Each contribution is preceded with a one-page introduction by the editors, which is very helpful for getting a first grasp of the topics discussed and the context in which the particular analyst perceives the issue of war and the ideology from which that perception stems. Not by the chance are the books titled Neo-CONNED!. As every reader of The Remnant knows by now, American foreign policy was hijacked by a group called neoconservatives. There is nothing conservative about them (Paul Gottfried tackles this aspect of things in his piece in the first volume), as is pretty clear from the ideological layout of the neocon vision, issued by a frequent contributor to the National Review, Michael Ledeen:

Creative destruction is our middle name, both within our own society and abroad. We tear down the old order every day, from business to science, literature, art, architecture, and cinema to politics and the law. Our enemies have always hated this whirlwind of energy and creativity, which menaces their traditions (whatever they may be) and shames them for their inability to keep pace. Seeing America undo traditional societies, they fear us, for they do not wish to be undone. They cannot feel secure so long as we are there, for our very existence—our existence, not our politics—threatens their legitimacy. They must attack us in order to survive, just as we must destroy them to advance our historic mission.

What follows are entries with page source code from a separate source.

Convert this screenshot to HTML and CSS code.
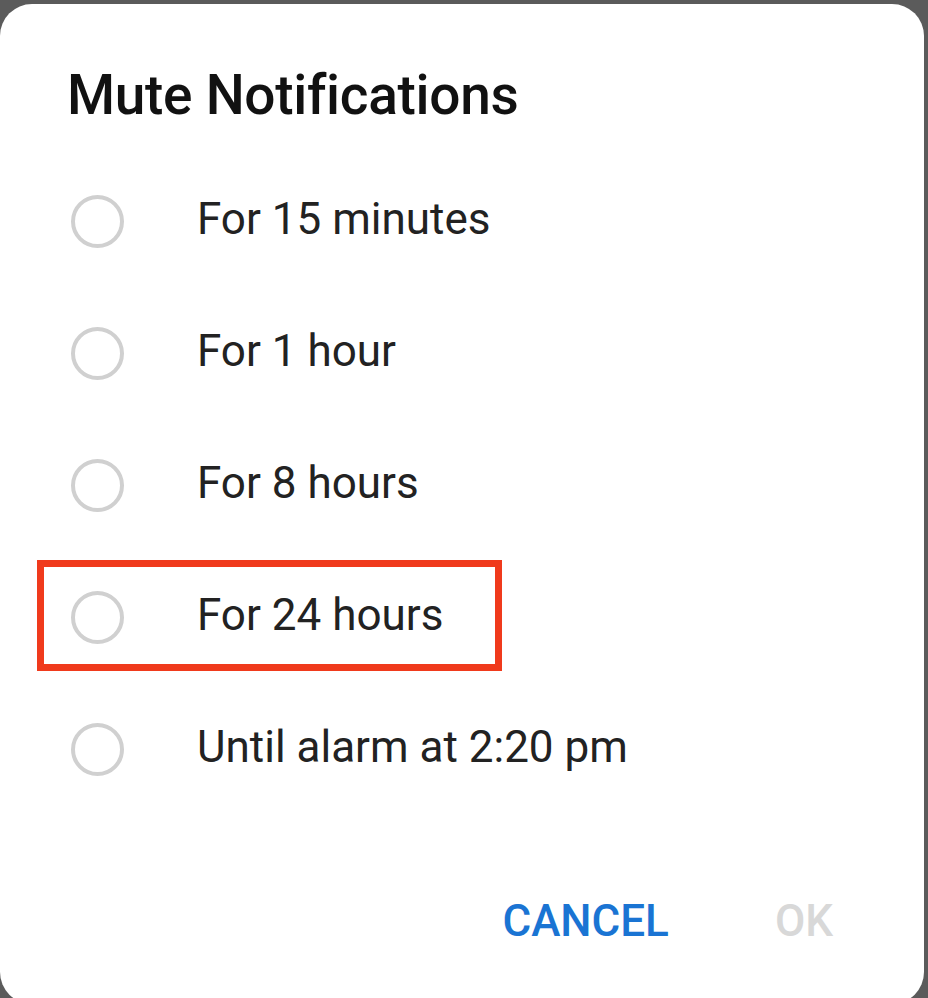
FILE: index.html
```html
<!DOCTYPE html>
<html lang="en">
<head>
  <meta charset="UTF-8" />
  <meta name="viewport" content="width=device-width, initial-scale=1.0" />
  <title>Mute Notifications</title>
  <link rel="stylesheet" href="styles.css">
</head>
<body>
  <div class="dialog">
    <h2>Mute Notifications</h2>

    <div class="options">
      <label class="option">
        <span class="radio"></span>
        <span class="text">For 15 minutes</span>
      </label>
      <label class="option">
        <span class="radio"></span>
        <span class="text">For 1 hour</span>
      </label>
      <label class="option">
        <span class="radio"></span>
        <span class="text">For 8 hours</span>
      </label>
      <label class="option marked">
        <span class="radio"></span>
        <span class="text">For 24 hours</span>
      </label>
      <label class="option">
        <span class="radio"></span>
        <span class="text">Until alarm at 2:20 pm</span>
      </label>
    </div>

    <div class="actions">
      <button class="btn cancel">CANCEL</button>
      <button class="btn ok">OK</button>
    </div>
  </div>
</body>
</html>
```

FILE: styles.css
```css
* {
  box-sizing: border-box;
  margin: 0;
  padding: 0;
  font-family: Roboto, 'Noto Sans', sans-serif;
}

body {
  background: #5b5b5b;
  width: 928px;
  height: 998px;
  overflow: hidden;
  padding-top: 4px;
}

.dialog {
  background: #fff;
  width: 924px;
  height: 1000px;
  border-radius: 32px;
}

h2 {
  font-size: 55px;
  font-weight: 500;
  color: #111;
  line-height: 56px;
  padding: 63px 0 0 67px;
  height: 151px;
  letter-spacing: -0.3px;
}

.option {
  position: relative;
  display: flex;
  align-items: center;
  height: 132px;
}

.radio {
  width: 53px;
  height: 53px;
  border: 4px solid #d0d0d0;
  border-radius: 50%;
  margin-left: 71px;
  margin-right: 73px;
}

.text {
  font-size: 44px;
  color: #222;
  margin-top: -4px;
}

/* rectangle drawn over the screenshot */
.marked::after {
  content: "";
  position: absolute;
  left: 37px;
  top: 9px;
  width: 465px;
  height: 111px;
  box-sizing: border-box;
  border: 7px solid #f03a1c;
}

.actions {
  display: flex;
  justify-content: flex-end;
  gap: 106px;
  padding: 84px 91px 0 0;
}

.btn {
  border: none;
  background: none;
  font-size: 44px;
  font-weight: 500;
  line-height: 44px;
}

.cancel {
  color: #1a74d3;
}

.ok {
  color: #d8d8d8;
}
```
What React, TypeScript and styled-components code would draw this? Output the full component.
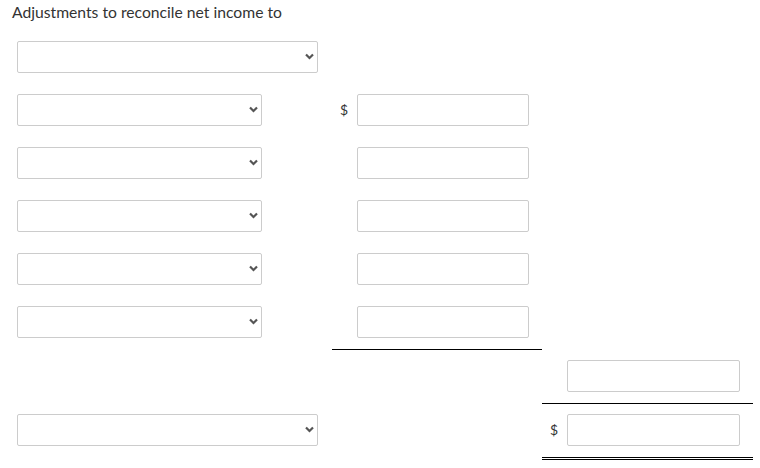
import React from 'react';
import styled, { createGlobalStyle } from 'styled-components';

const GlobalStyle = createGlobalStyle`
	body {
		margin: 0;
		background: #fff;
		font-family: Lato, "Liberation Sans", sans-serif;
		color: #333;
	}
`;

const Sheet = styled.div`
	width: 760px;
	padding-left: 12px;
	box-sizing: border-box;
`;

const Title = styled.div`
	height: 31px;
	padding-top: 2px;
	box-sizing: border-box;
	font-size: 15.7px;
	line-height: 20px;
	color: #333;
`;

const Row = styled.div`
	display: grid;
	grid-template-columns: 320px 210px 211px;
`;

const Cell = styled.div<{ $rule?: 'single' | 'double'; $pad?: number }>`
	display: flex;
	align-items: flex-start;
	height: 43px;
	padding-top: 10px;
	padding-left: ${({ $pad }) => $pad ?? 0}px;
	box-sizing: content-box;
	border-bottom: ${({ $rule }) =>
		$rule === 'single' ? '1px solid #000' : $rule === 'double' ? '3px double #000' : 'none'};
`;

const Inner = styled.div`
	display: flex;
	align-items: center;
	height: 32px;
`;

const SelectWrap = styled.div<{ $wide?: boolean }>`
	position: relative;
	width: ${({ $wide }) => ($wide ? 301 : 245)}px;
	height: 32px;
`;

const Select = styled.select`
	appearance: none;
	width: 100%;
	height: 100%;
	border: 1px solid #ccc;
	border-radius: 2px;
	background: #fff;
	box-sizing: border-box;
	font-family: Lato, "Liberation Sans", sans-serif;
	font-size: 14px;
`;

const Chevron = styled.svg`
	position: absolute;
	right: 4px;
	top: 12px;
	pointer-events: none;
`;

const Dollar = styled.span`
	width: 17px;
	font-size: 14px;
	color: #333;
	line-height: 32px;
`;

const Field = styled.input<{ $w: number }>`
	width: ${({ $w }) => $w}px;
	height: 32px;
	box-sizing: border-box;
	border: 1px solid #ccc;
	border-radius: 2px;
	background: #fff;
	padding: 0 6px;
	font-family: Lato, "Liberation Sans", sans-serif;
	font-size: 14px;
`;

function Dropdown({ wide }: { wide?: boolean }) {
	return (
		<SelectWrap $wide={wide}>
			<Select defaultValue="">
				<option value=""></option>
			</Select>
			<Chevron width="9" height="7" viewBox="0 0 9 7">
				<path d="M1 1.5 L4.5 5 L8 1.5" fill="none" stroke="#555" strokeWidth="2.2" />
			</Chevron>
		</SelectWrap>
	);
}

const middleRows = [true, false, false, false, false];

export default function App() {
	return (
		<>
			<GlobalStyle />
			<Sheet>
				<Title>Adjustments to reconcile net income to</Title>
				<Row>
					<Cell $pad={5}>
						<Dropdown wide />
					</Cell>
					<Cell />
					<Cell />
				</Row>
				{middleRows.map((withDollar, i) => (
					<Row key={i}>
						<Cell $pad={5}>
							<Dropdown />
						</Cell>
						<Cell $pad={8} $rule={i === middleRows.length - 1 ? 'single' : undefined}>
							<Inner>
								<Dollar>{withDollar ? '$' : ''}</Dollar>
								<Field $w={172} />
							</Inner>
						</Cell>
						<Cell />
					</Row>
				))}
				<Row>
					<Cell />
					<Cell />
					<Cell $pad={8} $rule="single">
						<Inner>
							<Dollar />
							<Field $w={173} />
						</Inner>
					</Cell>
				</Row>
				<Row>
					<Cell $pad={5}>
						<Dropdown wide />
					</Cell>
					<Cell />
					<Cell $pad={8} $rule="double">
						<Inner>
							<Dollar>$</Dollar>
							<Field $w={173} />
						</Inner>
					</Cell>
				</Row>
			</Sheet>
		</>
	);
}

For a reader with even a remnant of Catholic sensibility, this reads as being part more of Alta Vendita than a conservative foreign policy grounded in the Christian tradition of just war. Do we, traditional Catholics, want to serve the interests of a clan waging war with the goal of “tearing down the old order”? Don’t we have enough of that, only looking to the ruins within the Church herself, brought about by the same mentality by our postconciliar churchmen?

As someone who writes from a little country in the heart of Europe, whose “old order” was torn down by President Wilson and his “Dream Team” after World War I, I can bring to your attention what comes after such a storm: destruction of civilization and its replacement by sheer force, hiding behind the Great Will of the Zeitgeist. Communism would never have appeared on the face of the earth without the previous destruction brought about by the false, messianic agenda of political and social progressivism. Neoconservatism, despite the conflict between itself and Communism during the Cold War, has much more in common with its former enemy than with Christendom and any possible attempts to revive the idea in our modern circumstances. As someone who lived through the latest phase of Marxism-Leninism in its Soviet mode, has been expelled from university and jailed, I can smell the rat. The war in Iraq (and possible new, future wars), led by the neoconservatives, Zionists, and other parties with a vested interest in the Middle East conflict, is not only not a war to crush Islam, but it is rather going to bring about a state of affairs that will make our time look sunny and rosy.

Catholics and all open-minded men of good will must read these books for a full conceptual grasp of what the tragedy of the war in Iraq implies for the rule of law, fairness and decency, and the moral law as enunciated by the Church and codified by the Faith.